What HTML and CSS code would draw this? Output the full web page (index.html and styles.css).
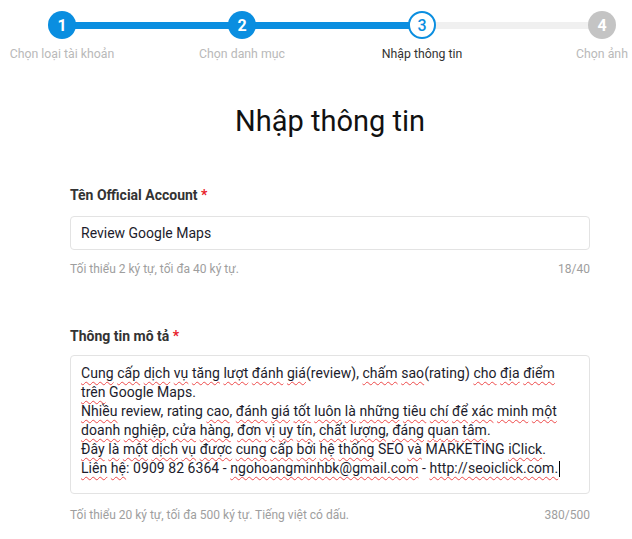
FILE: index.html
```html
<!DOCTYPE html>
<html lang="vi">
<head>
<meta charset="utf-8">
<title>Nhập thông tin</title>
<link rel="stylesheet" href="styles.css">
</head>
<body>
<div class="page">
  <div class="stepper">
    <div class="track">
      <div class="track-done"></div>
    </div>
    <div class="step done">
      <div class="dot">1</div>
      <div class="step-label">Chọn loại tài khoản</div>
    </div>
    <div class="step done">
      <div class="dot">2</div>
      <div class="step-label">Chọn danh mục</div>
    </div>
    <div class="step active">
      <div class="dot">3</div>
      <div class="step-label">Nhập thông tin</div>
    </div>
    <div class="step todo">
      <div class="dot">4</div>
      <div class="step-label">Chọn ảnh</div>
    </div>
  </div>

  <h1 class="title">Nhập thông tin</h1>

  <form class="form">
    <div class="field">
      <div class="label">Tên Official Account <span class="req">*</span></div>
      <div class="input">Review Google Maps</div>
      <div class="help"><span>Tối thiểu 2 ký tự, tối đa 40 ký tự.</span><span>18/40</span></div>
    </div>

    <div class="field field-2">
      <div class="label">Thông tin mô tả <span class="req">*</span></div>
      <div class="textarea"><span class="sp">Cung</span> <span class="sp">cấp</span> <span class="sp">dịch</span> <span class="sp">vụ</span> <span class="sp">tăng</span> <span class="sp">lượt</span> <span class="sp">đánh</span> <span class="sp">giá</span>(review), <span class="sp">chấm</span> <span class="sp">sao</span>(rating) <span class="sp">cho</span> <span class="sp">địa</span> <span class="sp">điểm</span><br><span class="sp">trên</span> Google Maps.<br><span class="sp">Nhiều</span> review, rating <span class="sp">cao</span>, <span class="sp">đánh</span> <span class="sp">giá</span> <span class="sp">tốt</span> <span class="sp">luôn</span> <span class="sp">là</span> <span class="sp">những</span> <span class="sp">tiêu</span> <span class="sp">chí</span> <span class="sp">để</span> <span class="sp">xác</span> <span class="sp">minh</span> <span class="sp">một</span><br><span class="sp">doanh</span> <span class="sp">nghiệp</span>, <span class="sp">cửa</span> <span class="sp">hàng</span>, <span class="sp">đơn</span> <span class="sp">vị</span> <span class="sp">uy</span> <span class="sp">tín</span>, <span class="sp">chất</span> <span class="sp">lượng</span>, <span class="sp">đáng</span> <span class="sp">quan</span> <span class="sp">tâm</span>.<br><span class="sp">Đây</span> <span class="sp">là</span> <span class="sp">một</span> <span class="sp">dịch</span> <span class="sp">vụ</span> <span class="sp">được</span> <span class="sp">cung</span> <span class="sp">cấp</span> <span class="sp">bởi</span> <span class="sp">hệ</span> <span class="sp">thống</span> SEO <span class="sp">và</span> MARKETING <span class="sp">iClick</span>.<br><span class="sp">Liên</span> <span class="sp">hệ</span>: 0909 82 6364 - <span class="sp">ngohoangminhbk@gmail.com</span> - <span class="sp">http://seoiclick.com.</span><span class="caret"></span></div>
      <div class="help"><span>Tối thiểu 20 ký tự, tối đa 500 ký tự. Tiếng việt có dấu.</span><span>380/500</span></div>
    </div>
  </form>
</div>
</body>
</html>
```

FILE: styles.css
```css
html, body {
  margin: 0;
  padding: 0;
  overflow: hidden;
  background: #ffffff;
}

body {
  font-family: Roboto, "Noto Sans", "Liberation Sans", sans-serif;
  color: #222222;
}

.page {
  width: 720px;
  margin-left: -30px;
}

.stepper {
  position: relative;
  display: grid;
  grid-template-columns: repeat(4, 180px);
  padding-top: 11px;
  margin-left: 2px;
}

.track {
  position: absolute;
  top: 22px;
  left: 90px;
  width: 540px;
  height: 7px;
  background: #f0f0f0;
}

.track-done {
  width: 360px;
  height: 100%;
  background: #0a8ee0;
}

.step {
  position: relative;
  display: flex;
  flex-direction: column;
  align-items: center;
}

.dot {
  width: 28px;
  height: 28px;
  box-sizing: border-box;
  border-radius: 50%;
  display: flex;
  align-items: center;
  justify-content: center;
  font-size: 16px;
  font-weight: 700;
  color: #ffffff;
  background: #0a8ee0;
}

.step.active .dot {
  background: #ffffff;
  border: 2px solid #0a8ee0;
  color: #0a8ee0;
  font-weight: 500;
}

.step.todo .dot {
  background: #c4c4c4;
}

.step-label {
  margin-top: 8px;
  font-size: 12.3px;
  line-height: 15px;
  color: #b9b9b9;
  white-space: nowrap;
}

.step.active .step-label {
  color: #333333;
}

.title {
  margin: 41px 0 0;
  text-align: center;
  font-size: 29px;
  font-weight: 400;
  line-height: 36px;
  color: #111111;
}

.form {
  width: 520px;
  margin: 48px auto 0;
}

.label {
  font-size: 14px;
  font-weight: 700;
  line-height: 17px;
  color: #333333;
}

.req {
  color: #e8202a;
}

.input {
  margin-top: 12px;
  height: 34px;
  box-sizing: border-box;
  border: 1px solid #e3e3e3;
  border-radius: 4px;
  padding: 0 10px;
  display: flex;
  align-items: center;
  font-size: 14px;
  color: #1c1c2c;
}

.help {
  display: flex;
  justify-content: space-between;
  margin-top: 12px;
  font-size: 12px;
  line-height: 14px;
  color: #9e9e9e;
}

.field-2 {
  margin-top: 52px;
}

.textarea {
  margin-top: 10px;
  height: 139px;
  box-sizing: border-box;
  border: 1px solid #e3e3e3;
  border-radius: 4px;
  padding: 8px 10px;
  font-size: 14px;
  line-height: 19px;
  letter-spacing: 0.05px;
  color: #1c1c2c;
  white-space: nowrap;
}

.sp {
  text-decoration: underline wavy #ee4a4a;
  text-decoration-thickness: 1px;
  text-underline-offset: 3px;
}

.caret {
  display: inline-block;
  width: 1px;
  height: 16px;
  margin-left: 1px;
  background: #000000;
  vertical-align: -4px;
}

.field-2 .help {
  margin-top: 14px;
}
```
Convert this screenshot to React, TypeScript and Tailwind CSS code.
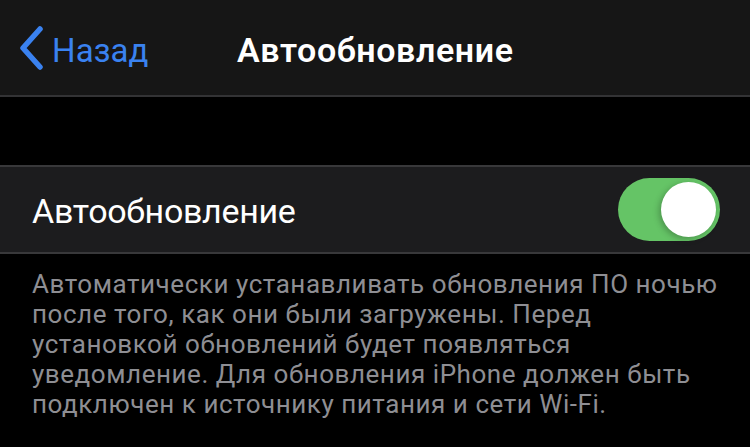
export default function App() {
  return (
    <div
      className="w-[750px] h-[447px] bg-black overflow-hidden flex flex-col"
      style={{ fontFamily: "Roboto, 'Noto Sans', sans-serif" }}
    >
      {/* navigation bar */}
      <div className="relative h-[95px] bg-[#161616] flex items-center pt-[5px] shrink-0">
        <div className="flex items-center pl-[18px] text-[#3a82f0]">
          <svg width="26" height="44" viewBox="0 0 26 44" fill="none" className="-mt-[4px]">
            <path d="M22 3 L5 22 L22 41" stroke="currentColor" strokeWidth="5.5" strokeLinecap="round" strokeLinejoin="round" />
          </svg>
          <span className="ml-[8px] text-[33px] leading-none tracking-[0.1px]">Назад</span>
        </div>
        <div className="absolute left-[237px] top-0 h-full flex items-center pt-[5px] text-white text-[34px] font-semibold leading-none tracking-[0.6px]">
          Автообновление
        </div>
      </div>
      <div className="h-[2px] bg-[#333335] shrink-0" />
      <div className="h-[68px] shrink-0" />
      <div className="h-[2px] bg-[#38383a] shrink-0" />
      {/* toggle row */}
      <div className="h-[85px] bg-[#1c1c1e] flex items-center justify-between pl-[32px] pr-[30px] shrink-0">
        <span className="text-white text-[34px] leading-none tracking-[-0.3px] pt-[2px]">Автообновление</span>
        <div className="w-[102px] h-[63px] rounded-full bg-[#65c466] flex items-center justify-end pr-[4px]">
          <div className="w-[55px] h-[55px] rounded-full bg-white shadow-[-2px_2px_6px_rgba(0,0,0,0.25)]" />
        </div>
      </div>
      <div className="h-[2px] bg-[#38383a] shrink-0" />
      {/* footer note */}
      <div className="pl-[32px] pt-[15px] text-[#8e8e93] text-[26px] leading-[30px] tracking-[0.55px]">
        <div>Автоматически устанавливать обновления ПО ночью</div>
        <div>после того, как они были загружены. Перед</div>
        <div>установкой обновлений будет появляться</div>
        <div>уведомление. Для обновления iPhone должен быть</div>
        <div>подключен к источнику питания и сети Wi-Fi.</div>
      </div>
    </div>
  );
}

__________________________________________________

> **WRITTEN INSTRUCTION**
Search the data for "styles" and list every line in which it occurs.

> **COMPLETED EXERCISE**
What HTML and CSS code would draw this? Output the full web page (index.html and styles.css).
<link rel="stylesheet" href="styles.css">
FILE: styles.css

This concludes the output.